There is an insular mentality that goes "you public don't get us, so fuck off."

Oh, we get you alright.

So, why does a French general resign when one of his soldiers errs? Why does the Dutch government resign when details disgraceful behaviour by its armed forces emerge. Why do our people so often hide behind walls of blue, green or pinstripe?

Canada earned a progressive reputation for fairplay and exceptional behaviour over the past sixty years. We set a standard for independent thought and action, seeking peace, discarding ethnocentric policies, and protecting the welfare of the less fortunate. Today we align ourselves with torturers and liars. The institutions and leaders that the precedent suggests represent the best of us, sit there. Nobody of consequence resigns, no one takes any sort of public principled stand. No politician, cop or civil servant that I am aware of quits in disgust when Canadians are sent off to be savaged in foreign dungeons.

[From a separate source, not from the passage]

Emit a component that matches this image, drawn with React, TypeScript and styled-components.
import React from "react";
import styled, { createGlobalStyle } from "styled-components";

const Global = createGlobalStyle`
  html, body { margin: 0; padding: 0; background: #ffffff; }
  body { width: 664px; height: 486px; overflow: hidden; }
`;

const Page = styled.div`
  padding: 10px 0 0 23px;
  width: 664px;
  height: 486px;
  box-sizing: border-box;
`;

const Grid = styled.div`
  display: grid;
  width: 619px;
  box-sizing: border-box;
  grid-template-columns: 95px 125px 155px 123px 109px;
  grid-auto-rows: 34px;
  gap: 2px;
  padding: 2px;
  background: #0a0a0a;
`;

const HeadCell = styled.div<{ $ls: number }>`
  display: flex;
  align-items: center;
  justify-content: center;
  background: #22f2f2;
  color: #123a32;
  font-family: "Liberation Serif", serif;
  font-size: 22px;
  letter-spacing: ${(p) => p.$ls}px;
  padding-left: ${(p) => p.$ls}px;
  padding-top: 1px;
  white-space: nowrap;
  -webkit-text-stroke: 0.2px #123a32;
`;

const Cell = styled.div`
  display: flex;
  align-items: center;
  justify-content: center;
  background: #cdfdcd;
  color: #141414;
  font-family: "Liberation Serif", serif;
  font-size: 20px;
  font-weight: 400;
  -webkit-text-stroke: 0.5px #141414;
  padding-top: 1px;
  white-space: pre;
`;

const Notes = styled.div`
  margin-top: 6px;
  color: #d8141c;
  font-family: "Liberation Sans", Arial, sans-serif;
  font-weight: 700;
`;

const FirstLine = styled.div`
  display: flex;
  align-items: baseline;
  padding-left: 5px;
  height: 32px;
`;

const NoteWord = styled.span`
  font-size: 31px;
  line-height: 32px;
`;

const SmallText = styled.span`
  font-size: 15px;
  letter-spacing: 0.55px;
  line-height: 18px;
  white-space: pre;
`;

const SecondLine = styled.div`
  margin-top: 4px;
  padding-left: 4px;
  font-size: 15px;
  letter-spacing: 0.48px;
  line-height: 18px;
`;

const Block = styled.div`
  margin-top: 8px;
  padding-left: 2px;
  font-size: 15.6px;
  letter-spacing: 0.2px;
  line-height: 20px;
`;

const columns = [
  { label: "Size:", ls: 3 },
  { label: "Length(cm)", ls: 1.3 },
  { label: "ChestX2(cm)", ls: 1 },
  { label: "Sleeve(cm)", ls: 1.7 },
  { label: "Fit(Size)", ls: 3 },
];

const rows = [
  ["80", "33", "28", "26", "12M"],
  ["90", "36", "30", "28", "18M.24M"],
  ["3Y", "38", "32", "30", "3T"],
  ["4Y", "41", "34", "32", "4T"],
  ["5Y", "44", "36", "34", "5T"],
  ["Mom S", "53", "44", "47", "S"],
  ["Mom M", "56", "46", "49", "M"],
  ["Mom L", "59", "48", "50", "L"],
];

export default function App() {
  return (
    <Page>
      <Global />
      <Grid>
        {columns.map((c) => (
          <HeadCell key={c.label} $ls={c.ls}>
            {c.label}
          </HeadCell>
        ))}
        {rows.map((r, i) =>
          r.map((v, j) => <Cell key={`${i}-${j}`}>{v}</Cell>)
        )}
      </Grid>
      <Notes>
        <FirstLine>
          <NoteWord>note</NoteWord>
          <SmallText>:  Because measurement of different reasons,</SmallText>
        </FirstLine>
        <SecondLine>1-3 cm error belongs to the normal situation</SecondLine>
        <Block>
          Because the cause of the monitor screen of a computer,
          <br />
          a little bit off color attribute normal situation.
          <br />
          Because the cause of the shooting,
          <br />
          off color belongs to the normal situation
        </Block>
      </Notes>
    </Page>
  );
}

There's a whole demographic of fuckwits out there who'll scream some variation of ____-hater at this post. But I say blind loyalty without honest interrogation is cowardice. Uncomfortable facts are still facts. If you're civil servant allowing a Canadian to be carted off for torture by an ally, you're a moral coward. If you're a cop who chooses to electrocute or shoot instead of getting his feathers ruffled, you're a weak excuse for a human being. If you're an officer electing to protect his post-retirement lobbying prospects or next promotion over the interests of Canadians, you're a sociopath. If you find yourself lying to the people who you serve, to protect people who don't deserve it, and you don't immediately vomit and resign, you're a mercenary. You don't get to claim the same honour that your betters earned. If we as a nation cannot uphold the principles we claim to represent, when we allow the worst of us to define us, then we aren't much better.

The standard is there to be met. That we do not find many leaders of that calibre at the top means something is broken.

Maybe I'm just too idealistic in my expectations or something.